From Computational Complexity A Modern Approach: Efficient Universal Turing Machine Theorem: There exists a TM U such that for every x, α ∈ {0, 1}∗, U(x, α) = Mα(x), where Mα denotes the TM represented by α. Furthermore, if Mα halts on input x within T steps then U(x,α) halts within CT log T steps, where C is a number independent of x and depending only on Mα’s alphabet size, number of tapes, and number of states.
From Kozen INDEXINGS OF SUBRECURSIVE CLASSES: "the class of polynomial time computable functions is often indexed by Turing machines with polynomial time counters…. The collection of all (encodings over (0, 1)) of such machines provides an indexing of PTIME…we have Theorem: No universal simulator for this indexing can run in polynomial space."
He then goes on to say: "can it be proved that gr U for any indexing of PTIME requires more than polynomial space to compute? We have proved this for a wide class of indexings, namely counter indexings satisfying the succinct composition property."

gr U is the graph of the universal function U and (barring details) represents the minimum power necessary to simulate P uniformly.

And the counter indexing (or polynomial time counters) he is referring to is specified in the answer here: How does an enumerator for machines for languages work?
I’m wondering how theorem for efficient universal Turing machine relates to Kozen’s result, that for certain types of enumerations of P, there is no machine that can efficiently simulate the machines enumerated. What causes simulation to be difficult and can it be circumvented–namely: does there exist an enumeration of P that describes the (machines for) languages in P in such a way that allows them to be efficiently simulated (with no more than poly overhead) on any input–or as Kozen puts it "allow(s) easy construction of programs from specifications"?
My guess is that part of the reason for the difficulty is because the efficient simulation theorem only says that there exists a machine that can efficiently simulate any single TM, but not a whole class of them… and when you start having to simulate more than one TM you loose the ability to optimize your simulator’s design to solve any particular language (run any particular machine) and have to design the simulator with the various machines you need to simulate in mind (and the more different those machines are the larger your overhead gets).
PS. A possible example could be in implicit complexity theory… where they construct languages that are complete for certain complexity classes.

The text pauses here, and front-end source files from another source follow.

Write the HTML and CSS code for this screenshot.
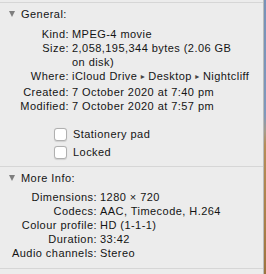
FILE: index.html
```html
<!DOCTYPE html>
<html>
<head>
<meta charset="utf-8">
<link rel="stylesheet" href="styles.css">
</head>
<body>
<div class="screen">
  <div class="panel">
    <section class="section general">
      <div class="header"><span class="tri"></span>General:</div>
      <div class="grid">
        <div class="label">Kind:</div><div class="value">MPEG-4 movie</div>
        <div class="label">Size:</div><div class="value">2,058,195,344 bytes (2.06 GB<br>on disk)</div>
        <div class="label">Where:</div><div class="value">iCloud Drive <span class="sep">▸</span> Desktop <span class="sep">▸</span> Nightcliff</div>
        <div class="label">Created:</div><div class="value">7 October 2020 at 7:40 pm</div>
        <div class="label">Modified:</div><div class="value">7 October 2020 at 7:57 pm</div>
      </div>
      <div class="checks">
        <label class="check"><span class="box"></span>Stationery pad</label>
        <label class="check"><span class="box"></span>Locked</label>
      </div>
    </section>
    <section class="section more">
      <div class="header"><span class="tri"></span>More Info:</div>
      <div class="grid wide">
        <div class="label">Dimensions:</div><div class="value">1280 × 720</div>
        <div class="label">Codecs:</div><div class="value">AAC, Timecode, H.264</div>
        <div class="label">Colour profile:</div><div class="value">HD (1-1-1)</div>
        <div class="label">Duration:</div><div class="value">33:42</div>
        <div class="label">Audio channels:</div><div class="value">Stereo</div>
      </div>
    </section>
    <div class="bottom-line"></div>
  </div>
  <div class="desktop"></div>
</div>
</body>
</html>
```

FILE: styles.css
```css
html, body {
  margin: 0;
  padding: 0;
}
body {
  width: 266px;
  height: 274px;
  overflow: hidden;
  background: #ececec;
  font-family: "Liberation Sans", Arial, sans-serif;
  font-size: 11px;
  letter-spacing: 0.45px;
  color: #141414;
}
.screen {
  display: flex;
  height: 274px;
}
.panel {
  flex: 1;
  padding-top: 2px;
  border-right: 1px solid #bcbcbc;
  background: #ececec;
}
.desktop {
  width: 2px;
  background: linear-gradient(to bottom, #7792b8 0%, #7f98bb 42%, #a59c8a 48%, #b58d58 53%, #a9804a 80%, #9c733f 100%);
}
.section {
  border-top: 1px solid #d6d6d6;
  padding-top: 4px;
}
.header {
  display: flex;
  align-items: center;
  height: 14px;
  line-height: 14px;
  padding-left: 9px;
  gap: 6px;
}
.tri {
  width: 0;
  height: 0;
  border-left: 3.5px solid transparent;
  border-right: 3.5px solid transparent;
  border-top: 6px solid #7e7e7e;
}
.grid {
  display: grid;
  grid-template-columns: 69px 1fr;
  column-gap: 3px;
  line-height: 14px;
  margin-top: 6px;
}
.grid.wide {
  grid-template-columns: 97px 1fr;
  margin-top: 5px;
}
.label {
  text-align: right;
  white-space: nowrap;
}
.value {
  white-space: nowrap;
}
.sep {
  font-family: "DejaVu Sans", sans-serif;
  font-size: 8px;
  color: #444;
  letter-spacing: 0;
  position: relative;
  top: -1px;
}
.checks {
  display: flex;
  flex-direction: column;
  margin-top: 12px;
  margin-bottom: 5px;
  padding-left: 54px;
}
.check {
  display: flex;
  align-items: center;
  gap: 6px;
  height: 18px;
}
.box {
  width: 11px;
  height: 11px;
  background: #ffffff;
  border: 0.5px solid #b0b0b0;
  border-radius: 3px;
  box-shadow: 0 0.5px 1px rgba(0,0,0,0.12);
}
.more .grid {
  margin-bottom: 8px;
}
.bottom-line {
  border-top: 1px solid #d6d6d6;
}
```
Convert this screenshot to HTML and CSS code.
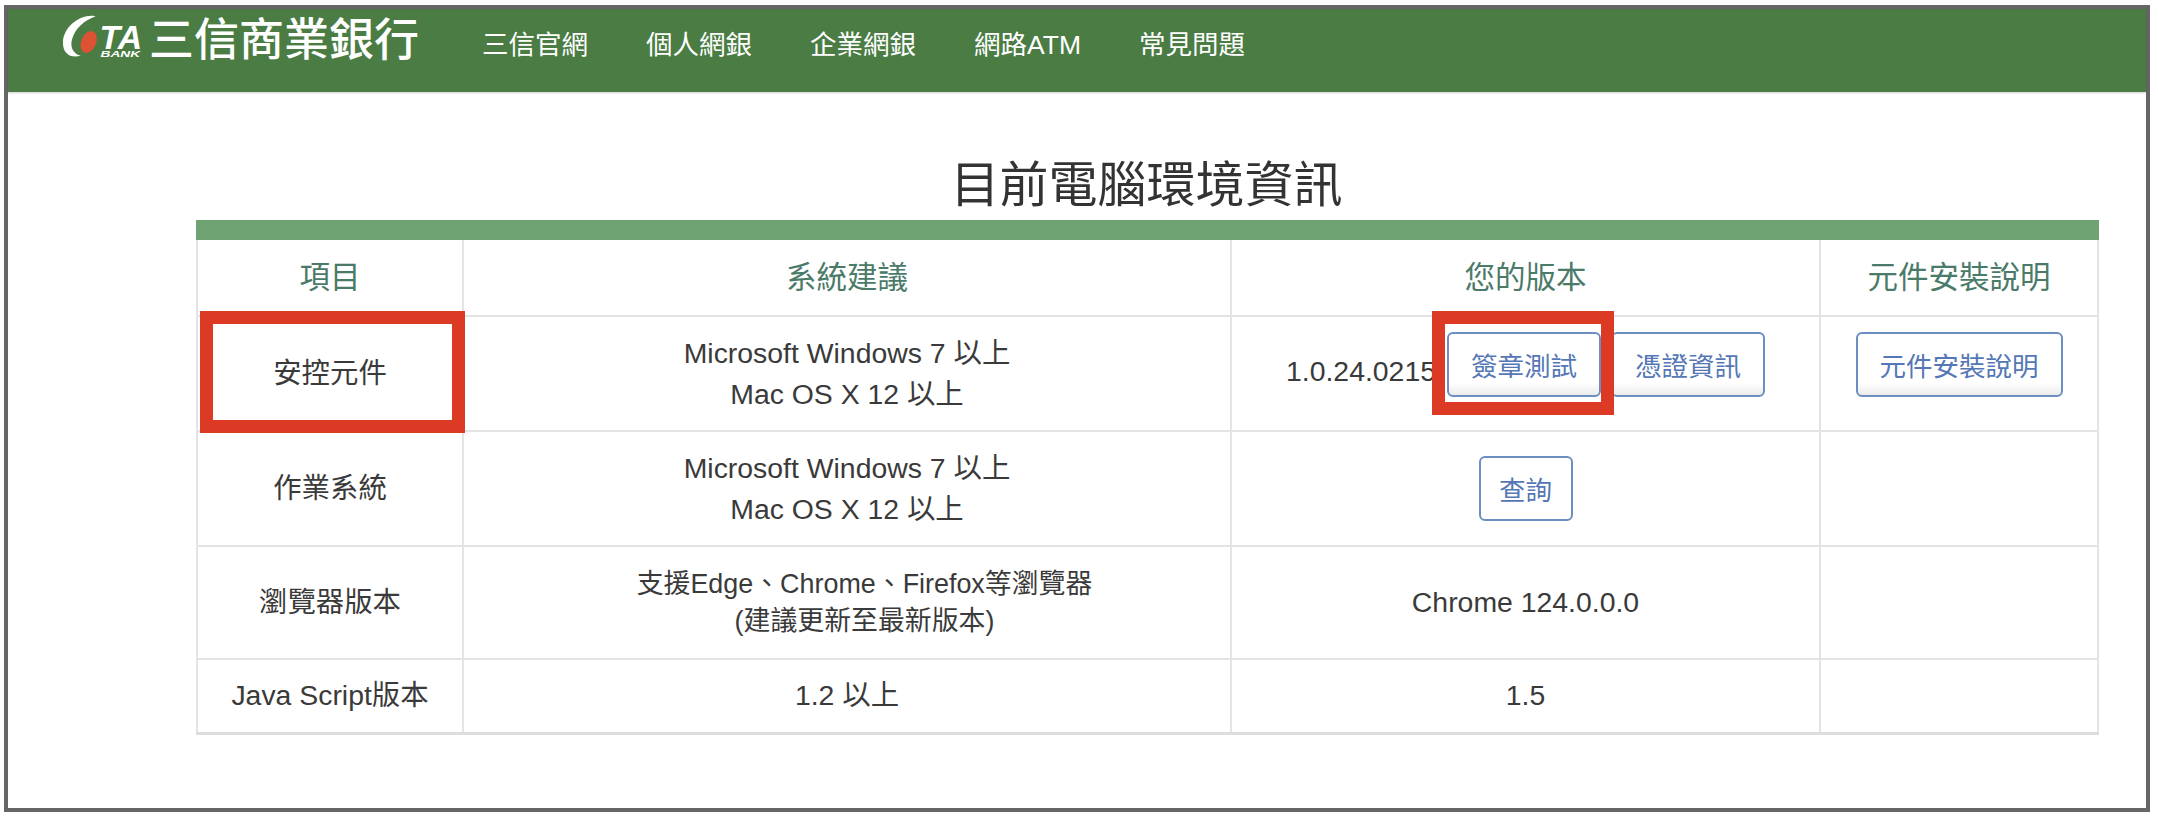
FILE: index.html
```html
<!DOCTYPE html>
<html lang="zh-Hant">
<head>
<meta charset="utf-8">
<title>目前電腦環境資訊</title>
<link rel="stylesheet" href="styles.css">
</head>
<body>
<div class="frame">
  <header class="topbar">
    <div class="brand">
      <svg class="logo" viewBox="0 0 90 50" width="89" height="50" aria-label="CTA BANK">
        <path class="logo-white" d="M36 4C22 1 3 14 3 31C3 41 10 47 21 44C14 42 10 36 12 28C15 16 25 8 36 4Z"/>
        <ellipse class="logo-red" cx="29" cy="30" rx="7.5" ry="11.5" transform="rotate(22 29 30)"/>
        <text class="logo-ta" x="40" y="37" textLength="43" lengthAdjust="spacingAndGlyphs">TA</text>
        <text class="logo-bank" x="41" y="45" textLength="40" lengthAdjust="spacingAndGlyphs">BANK</text>
      </svg>
      <span class="bank-name">三信商業銀行</span>
    </div>
    <nav class="nav">
      <a>三信官網</a>
      <a>個人網銀</a>
      <a>企業網銀</a>
      <a>網路ATM</a>
      <a>常見問題</a>
    </nav>
  </header>
  <main class="content">
    <h1 class="title">目前電腦環境資訊</h1>
    <table class="info">
      <colgroup>
        <col class="c1"><col class="c2"><col class="c3"><col class="c4">
      </colgroup>
      <thead>
        <tr class="r-head"><th>項目</th><th>系統建議</th><th>您的版本</th><th>元件安裝說明</th></tr>
      </thead>
      <tbody>
        <tr class="r-1">
          <td>安控元件</td>
          <td>Microsoft Windows 7 以上<br>Mac OS X 12 以上</td>
          <td><span class="ver">1.0.24.0215</span><button class="btn">簽章測試</button><button class="btn">憑證資訊</button></td>
          <td><button class="btn btn-wide">元件安裝說明</button></td>
        </tr>
        <tr class="r-2">
          <td>作業系統</td>
          <td>Microsoft Windows 7 以上<br>Mac OS X 12 以上</td>
          <td><button class="btn btn-small">查詢</button></td>
          <td></td>
        </tr>
        <tr class="r-3">
          <td>瀏覽器版本</td>
          <td class="tight">支援Edge、Chrome、Firefox等瀏覽器<br>(建議更新至最新版本)</td>
          <td>Chrome 124.0.0.0</td>
          <td></td>
        </tr>
        <tr class="r-4">
          <td>Java Script版本</td>
          <td>1.2 以上</td>
          <td>1.5</td>
          <td></td>
        </tr>
      </tbody>
    </table>
  </main>
  <div class="mark mark-a"></div>
  <div class="mark mark-b"></div>
</div>
</body>
</html>
```
FILE: styles.css
```css
* { box-sizing: border-box; }
html, body { margin: 0; padding: 0; background: #fff; }
body {
  font-family: "Liberation Sans", "Noto Sans CJK TC", sans-serif;
  color: #3a3a3a;
  font-size: 28px;
  overflow: hidden;
}
.frame {
  position: relative;
  width: 2146px;
  height: 807px;
  margin: 5px 0 0 4px;
  border: 4px solid #666;
  background: #fff;
}
.topbar {
  display: flex;
  align-items: flex-start;
  height: 83px;
  background: #4a7c44;
  box-shadow: 0 1px 2px rgba(0, 0, 0, 0.2);
  padding-left: 52px;
  color: #fff;
}
.brand { display: flex; align-items: flex-start; padding-top: 3px; }
.logo { display: block; }
.logo-white { fill: #fff; }
.logo-red { fill: #dd5232; }
.logo-ta { fill: #fff; font: italic bold 33px "Liberation Sans", sans-serif; }
.logo-bank { fill: #fff; font: italic bold 10px "Liberation Sans", sans-serif; }
.bank-name {
  font-size: 45px;
  line-height: 58px;
  font-weight: 500;
  white-space: nowrap;
}
.nav {
  display: flex;
  gap: 58px;
  margin-left: 63px;
  padding-top: 17px;
  font-size: 26.5px;
  line-height: 38px;
  white-space: nowrap;
}
.content { padding: 0 0 0 188px; }
.title {
  margin: 0;
  height: 128px;
  padding-top: 63px;
  text-align: center;
  width: 1901px;
  font-size: 49px;
  line-height: 60px;
  font-weight: 400;
  color: #333;
}
.info {
  width: 1901px;
  table-layout: fixed;
  border-collapse: collapse;
  border-top: 20px solid #6fa373;
  border-bottom: 3px solid #ddd;
}
.c1 { width: 266px; }
.c2 { width: 768px; }
.c3 { width: 589px; }
.c4 { width: 278px; }
.info th, .info td {
  border: 2px solid #e4e4e4;
  padding: 0;
  text-align: center;
  vertical-align: middle;
  line-height: 41px;
  font-size: 28.4px;
  font-weight: 400;
}
.info th { color: #4a7a68; font-size: 30.5px; }
.info thead th { border-top: 0; }
.info .tight { font-size: 26.9px; line-height: 37px; padding-left: 35px; }
.r-head { height: 86px; }
.r-1 { height: 115px; }
.r-2 { height: 115px; }
.r-3 { height: 113px; }
.r-4 { height: 74px; }
.ver { margin-right: 11px; }
.btn {
  height: 65px;
  width: 154px;
  padding: 0;
  margin: 0;
  vertical-align: middle;
  font-family: inherit;
  font-size: 26.5px;
  color: #5577b5;
  background: linear-gradient(#fff 80%, #ececec);
  border: 2px solid #6a8fc0;
  border-radius: 6px;
}
.r-1 .btn { margin-bottom: 18px; }
.btn + .btn { margin-left: 10px; }
.btn-wide { width: 207px; }
.btn-small { width: 94px; background: #fff; }
.mark {
  position: absolute;
  border: 13px solid #dc3a24;
  background: transparent;
}
.mark-a { left: 192px; top: 302px; width: 265px; height: 122px; }
.mark-b { left: 1424px; top: 302px; width: 182px; height: 104px; }
```
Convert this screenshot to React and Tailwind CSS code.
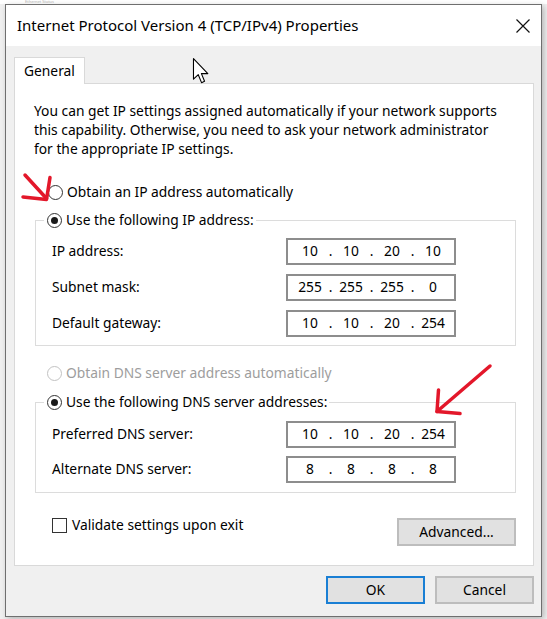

A language that is complete for P doesn’t seem to have trouble running its programs (which represent the languages in P)? But, if there are examples here, how do they overcome the difficulty Kozen is referring to, as they are programming systems and thus enumerations / indexings?
Just as a related aside… I think I have a proof that for a language Lp 1. and 2. cannot be true at the same time:

An enumeration of P, call it language Lp (whose members are the strings in the enumeration) is decidable in poly time.

All the P machines / languages represented by strings in Lp can be efficiently simulated by a universal simulator for P on any input.
It makes sense that there would be a relationship between the way the machines are encoded and the overhead for their simulation and 1. can be made to be true so that leaves 2. and brings us to the question being asked… Is it possible that 2. is always false–meaning for ANY enumeration/ encoding of P (any language Lp) simulation of those machines is not efficient for any universal simulator for P.
Here’s a rough sketch for anyone interested:
Take L:= {w∈L iff w∈Lp and W(w)=0}
So, one way to do this is our diagonal function maps w–>the language in P that w encodes (if w encodes a machine for a language in P (if w is a member of Lp)) and if it does not then it maps to the language containing all words. The existance of a map between a w and a language translates to w∈L iff w ‘is not a member’ of the language it is mapped to.
Since all w’s that aren’t encodings of P machines (members of Lp) are mapped to the language containing all words–they are members of L iff they are not members of this language. This is always false, so all words that are not members of Lp are not members of L.
This leaves only words of Lp as candidates for members of L. But for w to be a member of L not only does it need to be a member of Lp–the machine that w encodes, W, needs to evaluate to 0 on w. W(w)= 0 and w∈Lp <–> w∈L.
L is not in P. If L were in P then for some w, w would encode a machine for L, Wl. and for that w∈L iff Wl(w) = 0, ie. w∈L iff w is not in L.
Now, let’s employ the assumption that 1. Lp is poly decidable. As well as the assumption 2. that any machine specified by Lp can be simulated with no more than poly overhead by a universal simulator.
Then we can devise an algorithm, namely: given w, decide w∈Lp. If w∈Lp then run W(w). If w(w)=0 –> w∈L.
By the above algorithm, under these the assumptions 1. and 2. L would be in P–which is a contradiction to the previous proof by contradiction. I think the previous proof is correct and conclude that neither 1. nor 2. can be true at the same time.